Botswana weathered hostilities from its neighbors, South Africa, Namibia and Zimbabwe. In 1985, South Africa raided Gaborone in search of ANC guerrillas, killing 15 people, including a child. Namibia, Botswana's northern neighbour, was festering a dispute over the tiny Sedudu Island on the Chobe River and threatening to take the matter to the International Court of Justice. As if that was not enough, Zimbabwe on the east was accusing Botswana of harbouring ZAPU guerrillas. Considering that Botswana had little or no military might to speak of, it took Masire and his government all the diplomatic manuvering he could muster to avert an all out war.

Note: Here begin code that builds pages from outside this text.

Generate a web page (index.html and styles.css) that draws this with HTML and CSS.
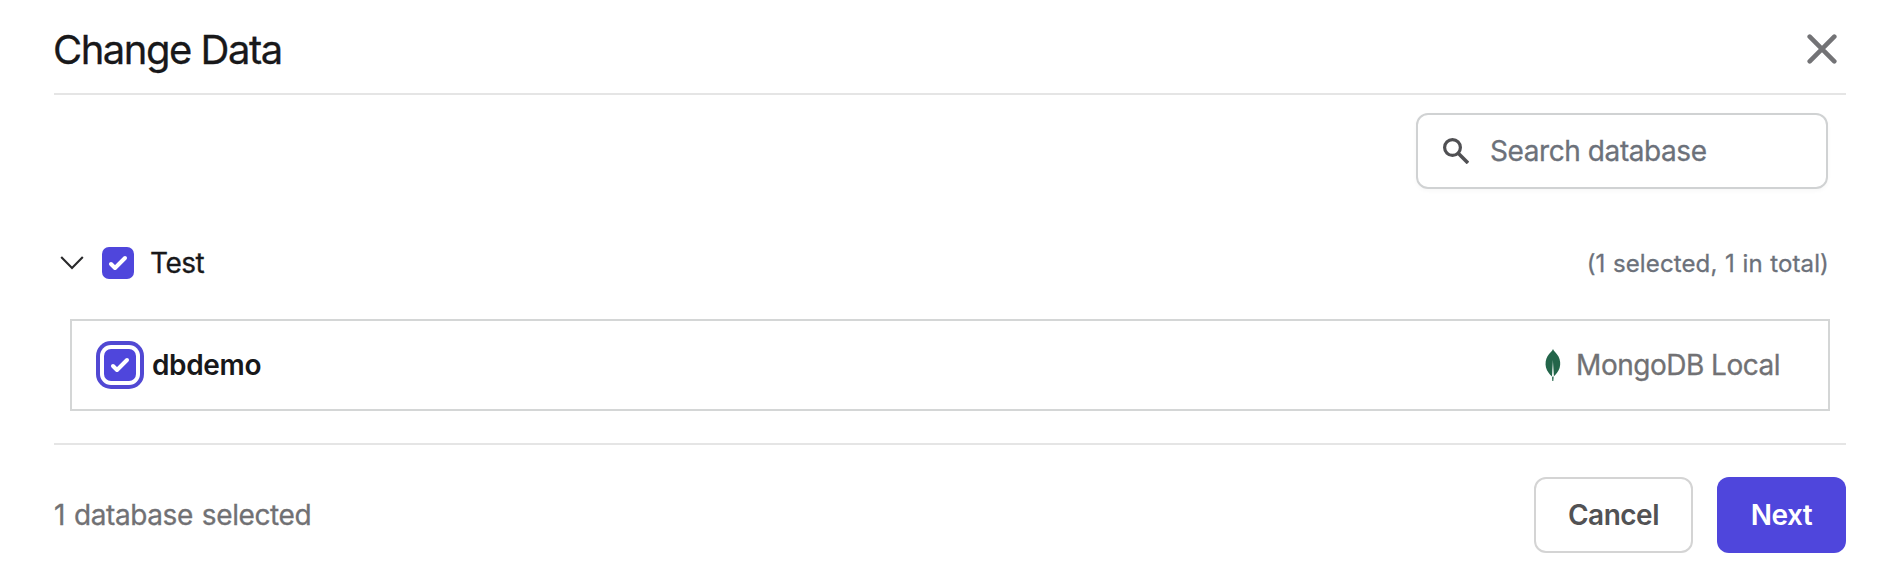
FILE: index.html
```html
<!DOCTYPE html>
<html lang="en">
<head>
<meta charset="utf-8">
<title>Change Data</title>
<link rel="stylesheet" href="styles.css">
</head>
<body>
<main class="dialog">
  <header class="header">
    <h1 class="title"><span>Change Data</span></h1>
    <button class="close" aria-label="Close">
      <svg width="30" height="30" viewBox="0 0 30 30" fill="none" stroke="currentColor" stroke-width="4.6" stroke-linecap="round"><path d="M2.700 2.700 27.300 27.300M27.300 2.700 2.700 27.300"/></svg>
    </button>
  </header>
  <section class="content">
    <div class="search">
      <svg class="search-icon" width="26" height="26" viewBox="0 0 26 26" fill="none" stroke="currentColor"><circle cx="9.5" cy="9.5" r="7.9" stroke-width="3.2"/><path d="M15 15 25 25" stroke-width="3.6"/></svg>
      <span class="search-text">Search database</span>
    </div>
    <div class="group">
      <svg class="chevron" width="24" height="14" viewBox="0 0 24 14" fill="none" stroke="currentColor" stroke-width="2.1"><path d="M1.2 1 12 12 22.8 1"/></svg>
      <span class="checkbox"><svg width="32" height="32" viewBox="0 0 32 32" fill="none" stroke="#fff" stroke-width="4" stroke-linecap="round" stroke-linejoin="round"><path d="M9 17 13 21 23 11"/></svg></span>
      <span class="group-name">Test</span>
      <span class="count">(1 selected, 1 in total)</span>
    </div>
    <div class="card">
      <span class="checkbox focused"><svg width="32" height="32" viewBox="0 0 32 32" fill="none" stroke="#fff" stroke-width="4" stroke-linecap="round" stroke-linejoin="round"><path d="M9 17 13 21 23 11"/></svg></span>
      <span class="db-name">dbdemo</span>
      <span class="source">
        <svg class="leaf" width="16" height="32" viewBox="0 0 16 32"><path fill="#23654a" d="M8 0C8.8 2.3 11.5 4 13.5 7.6C15.3 11 15.8 15.5 14.6 19C13.4 22.6 11 25.3 8.7 27.5L8.3 32H7.3L7 27.5C4.5 25.3 2 22.3 1 18.5C0 14.5 .7 10.5 2.5 7.3C4.5 4 7.2 2.3 8 0Z"/><path fill="#fff" d="M7.9 11 8.9 27 8 28.5 7 27Z"/></svg>
        <span class="source-name">MongoDB Local</span>
      </span>
    </div>
  </section>
  <footer class="footer">
    <span class="summary">1 database selected</span>
    <button class="button cancel">Cancel</button>
    <button class="button next">Next</button>
  </footer>
</main>
</body>
</html>
```
FILE: styles.css
```css
* { box-sizing: border-box; }
body {
  margin: 0;
  background: #fff;
  color: #18181a;
  font-family: Inter, "Liberation Sans", sans-serif;
  font-size: 28px;
  font-weight: 400;
  line-height: 34px;
  -webkit-text-stroke: 0.3px currentColor;
}
svg { display: block; flex: none; }
button { font: inherit; margin: 0; }
.dialog { height: 580px; padding: 0 52px 0 54px; white-space: nowrap; }
.header {
  display: flex;
  justify-content: space-between;
  align-items: center;
  height: 95px;
  padding: 5px 9px 0 0;
  border-bottom: 2px solid #e5e5e5;
}
.title { margin: 1px 0 0 -1px; font-size: 40px; line-height: 48px; font-weight: 400; letter-spacing: -1.5px; }
.close { padding: 0; border: 0; background: none; color: #737376; }
.content {
  display: flex;
  flex-direction: column;
  height: 350px;
  padding: 18px 16px 0;
  border-bottom: 2px solid #e5e5e5;
}
.search {
  display: flex;
  align-items: center;
  align-self: flex-end;
  width: 412px;
  height: 76px;
  margin-right: 2px;
  padding-left: 25px;
  border: 2px solid #d0d2d3;
  border-radius: 12px;
  box-shadow: 0 2px 4px #00000008;
}
.search-icon { color: #505053; }
.search-text { margin-left: 21px; color: #6c717a; letter-spacing: -0.42px; }
.group { display: flex; align-items: center; height: 32px; margin: 58px 2px 40px -10px; }
.chevron { color: #29292b; }
.checkbox { flex: none; width: 32px; height: 32px; margin-left: 18px; border-radius: 7px; background: #4f46dc; }
.group-name { margin-left: 16px; letter-spacing: -0.5px; }
.count { margin: 2px -1px 0 auto; color: #6c717a; font-size: 24px; letter-spacing: 0.12px; word-spacing: 0.7px; }
.card {
  display: flex;
  align-items: center;
  height: 92px;
  padding: 0 48px 0 32px;
  border: 2px solid #d4d6d6;
}
.focused { margin-left: 0; box-shadow: 0 0 0 4px #fff, 0 0 0 8px #5148d3; }
.db-name { margin-left: 16px; font-weight: 600; letter-spacing: -0.35px; -webkit-text-stroke-width: 0; }
.source { display: flex; align-items: center; margin-left: auto; color: #717174; }
.source-name { margin-left: 15px; letter-spacing: -0.5px; }
.footer { display: flex; align-items: center; padding-top: 32px; }
.summary { margin-right: auto; color: #717174; letter-spacing: -0.4px; word-spacing: 1.5px; }
.button { height: 76px; padding: 0; border-radius: 12px; font-weight: 600; letter-spacing: -0.5px; -webkit-text-stroke-width: 0; }
.cancel { width: 159px; border: 2px solid #d4d4d4; background: #fff; color: #525254; }
.next { width: 129px; margin-left: 24px; border: 0; background: #4f46dc; color: #fff; }
```
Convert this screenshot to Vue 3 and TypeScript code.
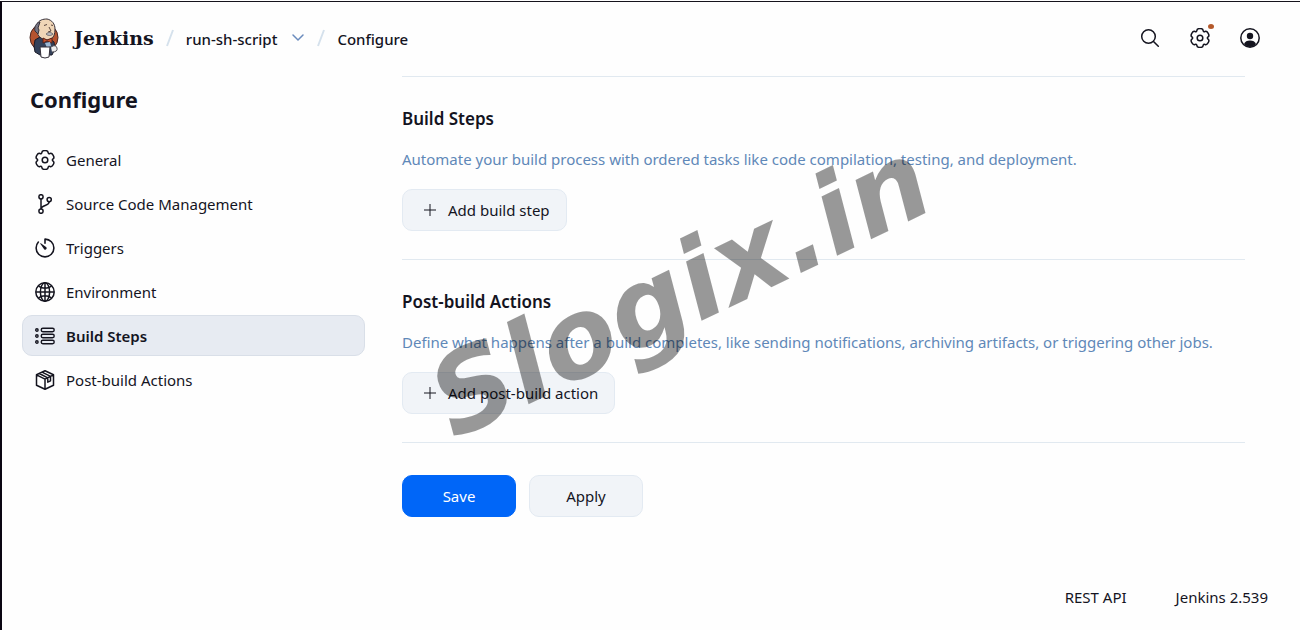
<script setup lang="ts">
import { ref } from 'vue'

interface NavItem {
  id: string
  label: string
}

const items: NavItem[] = [
  { id: 'general', label: 'General' },
  { id: 'scm', label: 'Source Code Management' },
  { id: 'triggers', label: 'Triggers' },
  { id: 'environment', label: 'Environment' },
  { id: 'steps', label: 'Build Steps' },
  { id: 'post', label: 'Post-build Actions' },
]

const sections = [
  {
    id: 'build-steps',
    title: 'Build Steps',
    text: 'Automate your build process with ordered tasks like code compilation, testing, and deployment.',
    action: 'Add build step',
  },
  {
    id: 'post-build-actions',
    title: 'Post-build Actions',
    text: 'Define what happens after a build completes, like sending notifications, archiving artifacts, or triggering other jobs.',
    action: 'Add post-build action',
  },
]

const active = ref('steps')

// Six-toothed gear outline, rounded by joining edge midpoints with quadratic curves.
function gearPath(cx: number, cy: number, tip: number, valley: number): string {
  const pts: [number, number][] = []
  for (let k = 0; k < 6; k++) {
    const steps: [number, number][] = [[-17, tip], [17, tip], [30, valley]]
    for (const [offset, r] of steps) {
      const a = ((k * 60 + offset - 90) * Math.PI) / 180
      pts.push([cx + r * Math.cos(a), cy + r * Math.sin(a)])
    }
  }
  const mid = (i: number) => {
    const p = pts[i % pts.length]
    const q = pts[(i + 1) % pts.length]
    return `${((p[0] + q[0]) / 2).toFixed(2)} ${((p[1] + q[1]) / 2).toFixed(2)}`
  }
  let d = `M${mid(pts.length - 1)}`
  pts.forEach((p, i) => {
    d += `Q${p[0].toFixed(2)} ${p[1].toFixed(2)} ${mid(i)}`
  })
  return d + 'z'
}

const gear = gearPath(10, 10, 9.9, 6.6)
</script>

<template>
  <div class="page">
    <header class="topbar">
      <nav class="crumbs" aria-label="Breadcrumb">
        <a class="brand" href="#home">
          <svg class="butler" viewBox="0 0 30 41" aria-hidden="true">
            <ellipse cx="15" cy="19.5" rx="14" ry="14" fill="#b5532f" stroke="#4b2a24" />
            <path d="M6 22l5-3 5 3 4-2 5 4 1 7-3 6H11l-5-3-1-6z" fill="#33415a" stroke="#1b1b28" />
            <path d="M8 6C10 2 14 1 18 1c5 1 8 5 8 10 0 5-1 8-4 10-3 2-7 1-10-1-3-2-4-5-4-8z" fill="#f0d6b7" stroke="#35303a" />
            <path d="M11 4C7 5 5 9 6 13l3 3 1-4-1-2z" fill="#767685" stroke="#35303a" />
            <path d="M15 7.500l3-1m4 .5l2 .5M20 9l2 4-3 1" fill="none" stroke="#5b4740" />
            <path d="M17 16c2-2 5-2 7 0-2 2-5 2-7 0z" fill="#b9b9bd" stroke="#6d6a6d" />
            <path d="M14 20l4 2 5-2v5l-5-2-4 2z" fill="#c8502a" stroke="#5a241b" />
            <path d="M16 25l5-1 1 4-4 2z" fill="#9db8d3" />
            <path d="M11 29h10l-1 10q-4 2-8 0z" fill="#fff" stroke="#35303a" />
            <path d="M22 29q5-3 6 1 1 4-5 4" fill="#eee" stroke="#57555c" />
          </svg>
          <span>Jenkins</span>
        </a>
        <svg class="slash" viewBox="0 0 8 18" aria-hidden="true"><path d="M7 1L1 17" /></svg>
        <a class="crumb" href="#job">run-sh-script</a>
        <button class="bare chevron" type="button" aria-label="Job menu">
          <svg viewBox="0 0 14 14"><path d="M2 4l5 5 5-5" /></svg>
        </button>
        <svg class="slash" viewBox="0 0 8 18" aria-hidden="true"><path d="M7 1L1 17" /></svg>
        <a class="crumb" href="#configure" aria-current="page">Configure</a>
      </nav>
      <div class="tools">
        <button class="bare" type="button" aria-label="Search">
          <svg class="icon" viewBox="0 0 20 20" fill="none" stroke="currentColor" stroke-width="1.5">
            <circle cx="8.500" cy="8.500" r="6.800" /><path d="M13.500 13.500l4.800 4.800" stroke-linecap="round" />
          </svg>
        </button>
        <button class="bare" type="button" aria-label="Manage Jenkins">
          <svg class="icon" viewBox="0 0 20 20" fill="none" stroke="currentColor" stroke-width="1.500">
            <path :d="gear" /><circle cx="10" cy="10" r="2.800" />
          </svg>
          <span class="dot"></span>
        </button>
        <button class="bare" type="button" aria-label="Account">
          <svg class="icon" viewBox="0 0 20 20">
            <circle cx="10" cy="10" r="9.200" fill="none" stroke="currentColor" stroke-width="1.500" />
            <circle cx="10" cy="8" r="3.200" fill="currentColor" />
            <path d="M4 16c1-2.500 3-3.500 6-3.500s5 1 6 3.500c-3.500 4-8.500 4-12 0z" fill="currentColor" />
          </svg>
        </button>
      </div>
    </header>

    <div class="body">
      <aside class="side">
        <h1>Configure</h1>
        <nav class="menu" aria-label="Configure sections">
          <a
            v-for="item in items"
            :key="item.id"
            :href="'#' + item.id"
            :class="['entry', { active: active === item.id }]"
            @click.prevent="active = item.id"
          >
            <svg v-if="item.id === 'general'" class="icon" viewBox="0 0 20 20" fill="none" stroke="currentColor" stroke-width="1.500">
              <path :d="gear" /><circle cx="10" cy="10" r="2.800" />
            </svg>
            <svg v-else-if="item.id === 'scm'" class="icon" viewBox="0 0 20 20" fill="none" stroke="currentColor" stroke-width="1.500">
              <circle cx="6" cy="2.800" r="2.100" /><circle cx="6" cy="17.200" r="2.100" /><circle cx="14.200" cy="5.600" r="2.100" />
              <path d="M6 5v10M14.200 7.700c0 4.500-7.500 3-8.200 7.300" />
            </svg>
            <svg v-else-if="item.id === 'triggers'" class="icon" viewBox="40 40 432 432" fill="none" stroke="currentColor" stroke-width="34" stroke-linecap="round">
              <path d="M112.910 128A191.850 191.850 0 0064 254c-1.180 106.350 85.650 193.800 192 194 106.200.2 192-85.830 192-192 0-104.540-83.550-189.610-187.500-192a4.360 4.360 0 00-4.500 4.370V152" />
              <path d="M233.380 278.630l-79-113a8.130 8.130 0 0111.320-11.320l113 79a32.500 32.500 0 01-37.250 53.260 33.210 33.210 0 01-8.070-7.940z" fill="currentColor" stroke="none" />
            </svg>
            <svg v-else-if="item.id === 'environment'" class="icon" viewBox="0 0 20 20" fill="none" stroke="currentColor" stroke-width="1.500">
              <circle cx="10" cy="10" r="9.200" /><ellipse cx="10" cy="10" rx="4.600" ry="9.200" />
              <path d="M10 1v18M1 10h18M3.500 4.200c4 2.600 9 2.600 13 0M3.500 15.800c4-2.600 9-2.600 13 0" />
            </svg>
            <svg v-else-if="item.id === 'steps'" class="icon" viewBox="0 0 20 20" fill="none" stroke="currentColor" stroke-width="1.400">
              <circle cx="1.900" cy="4" r="1.200" /><circle cx="1.900" cy="10" r="1.200" /><circle cx="1.900" cy="16" r="1.200" />
              <rect x="6.200" y="2.300" width="13" height="3.400" rx="1.700" />
              <rect x="6.200" y="8.300" width="13" height="3.400" rx="1.700" />
              <rect x="6.200" y="14.300" width="13" height="3.400" rx="1.700" />
            </svg>
            <svg v-else class="icon" viewBox="0 0 20 20" fill="none" stroke="currentColor" stroke-width="1.500" stroke-linejoin="round">
              <path d="M10 .8l8.500 4v10.400L10 19.200l-8.500-4V4.800zM1.500 4.800L10 9.200l8.500-4.400M10 9.200v10M4.300 3.500l8.500 4.300v4.400l2.700-1.400V6.400L7 2.200" />
            </svg>
            <span>{{ item.label }}</span>
          </a>
        </nav>
      </aside>

      <main class="content">
        <section v-for="s in sections" :key="s.id" class="section">
          <h2>{{ s.title }}</h2>
          <p>{{ s.text }}</p>
          <button class="btn add" type="button">
            <svg class="plus" viewBox="0 0 14 14" aria-hidden="true"><path d="M7 1v12M1 7h12" /></svg>
            <span>{{ s.action }}</span>
          </button>
        </section>
        <div class="actions">
          <button class="btn primary" type="submit">Save</button>
          <button class="btn" type="button">Apply</button>
        </div>
      </main>
    </div>

    <footer class="footer">
      <a href="#api">REST API</a>
      <a href="#version">Jenkins 2.539</a>
    </footer>

    <div class="watermark" aria-hidden="true">Slogix.in</div>
  </div>
</template>

<style>
body {
  background: #fefefe;
}
</style>

<style scoped>
.page {
  position: relative;
  display: flex;
  flex-direction: column;
  box-sizing: border-box;
  min-height: calc(100vh - 1px);
  margin-top: 1px;
  border-top: 1px solid #15131c;
  border-left: 2px solid #0b0612;
  overflow: hidden;
  background: #fefefe;
  color: #14141f;
  font-family: "Noto Sans", "Open Sans", sans-serif;
  font-size: 15px;
  line-height: 20px;
}
a {
  color: inherit;
  text-decoration: none;
}
button {
  font: inherit;
  color: inherit;
  cursor: pointer;
}
.icon {
  display: block;
  flex: none;
  width: 20px;
  height: 20px;
}
.topbar {
  display: flex;
  justify-content: space-between;
  align-items: center;
  height: 72px;
  padding: 0 40px 0 27px;
}
.crumbs {
  display: flex;
  align-items: center;
}
.brand {
  display: flex;
  align-items: center;
  gap: 15px;
  font-family: "DejaVu Serif", serif;
  font-weight: bold;
  font-size: 19px;
}
.butler {
  width: 30px;
  height: 41px;
}
.slash {
  width: 8px;
  height: 18px;
  margin: 0 12px;
  fill: none;
  stroke: #d5e1ec;
  stroke-width: 2;
}
.crumb {
  padding-top: 2px;
  font-weight: 500;
}
.bare {
  position: relative;
  display: block;
  padding: 0;
  border: 0;
  background: none;
}
.chevron {
  margin-left: 14px;
}
.chevron svg {
  display: block;
  width: 14px;
  height: 14px;
  fill: none;
  stroke: #6a8bbd;
  stroke-width: 1.5;
  stroke-linecap: round;
}
.tools {
  display: flex;
  gap: 30px;
}
.dot {
  position: absolute;
  top: -4px;
  right: -4px;
  width: 6px;
  height: 5px;
  border-radius: 50%;
  background: #b4592b;
}
.body {
  display: flex;
  gap: 37px;
  padding: 2px 55px 0 20px;
}
.side {
  flex: none;
  width: 343px;
}
h1 {
  margin: 7px 0 24px 8px;
  font-size: 22px;
  line-height: 32px;
  font-weight: 700;
}
.menu {
  display: flex;
  flex-direction: column;
  gap: 3px;
}
.entry {
  display: flex;
  align-items: center;
  gap: 11px;
  box-sizing: border-box;
  height: 41px;
  padding: 0 12px;
  border: 1px solid transparent;
  border-radius: 10px;
}
.entry.active {
  border-color: #d9dfe8;
  background: #e7ebf2;
  font-weight: 600;
}
.content {
  flex: 1;
  min-width: 0;
}
.section {
  padding: 32px 0 28px;
  border-top: 1px solid #e1e9f0;
}
h2 {
  margin: 0 0 20px;
  font-size: 17px;
  line-height: 20px;
  font-weight: 600;
}
p {
  margin: 0 0 20px;
  color: #6088b8;
}
.btn {
  box-sizing: border-box;
  height: 42px;
  min-width: 114px;
  padding: 0 16px;
  border: 1px solid #e3eaf2;
  border-radius: 10px;
  background: #f1f4f8;
}
.btn.add {
  display: flex;
  align-items: center;
  gap: 11px;
  padding-left: 20px;
}
.plus {
  width: 14px;
  height: 14px;
  fill: none;
  stroke: currentColor;
  stroke-width: 1;
}
.actions {
  display: flex;
  gap: 13px;
  padding-top: 32px;
  border-top: 1px solid #e1e9f0;
}
.btn.primary {
  border-color: #0066f8;
  background: #0066f8;
  color: #fff;
}
.footer {
  display: flex;
  justify-content: flex-end;
  gap: 49px;
  margin-top: auto;
  padding: 0 32px 23px;
}
.watermark {
  position: absolute;
  left: 452px;
  top: 345px;
  color: rgba(0, 0, 0, 0.4);
  font: italic bold 110px/110px "DejaVu Sans", sans-serif;
  transform: rotate(-25.7deg);
  transform-origin: 0 93px;
  pointer-events: none;
}
</style>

It was imperative to have a BDF structure with the capacity to meet the people's expectations of a strong defence force capable of providing safety and security to the nation. The 'Lesoma Ambush' in which fifteen BDF soldiers were ambushed and killed by the Rhodesian rebel forces in 1978 and the 1985 raid in Gaborone by the South African Defence Force commandos in which twelve people perished, served as a gruesome warning of the perils in the region. History attributes the country s survival to the diplomatic genius of the polity - particularly the country's first president Sir Seretse Khama - than to the effectiveness of the military.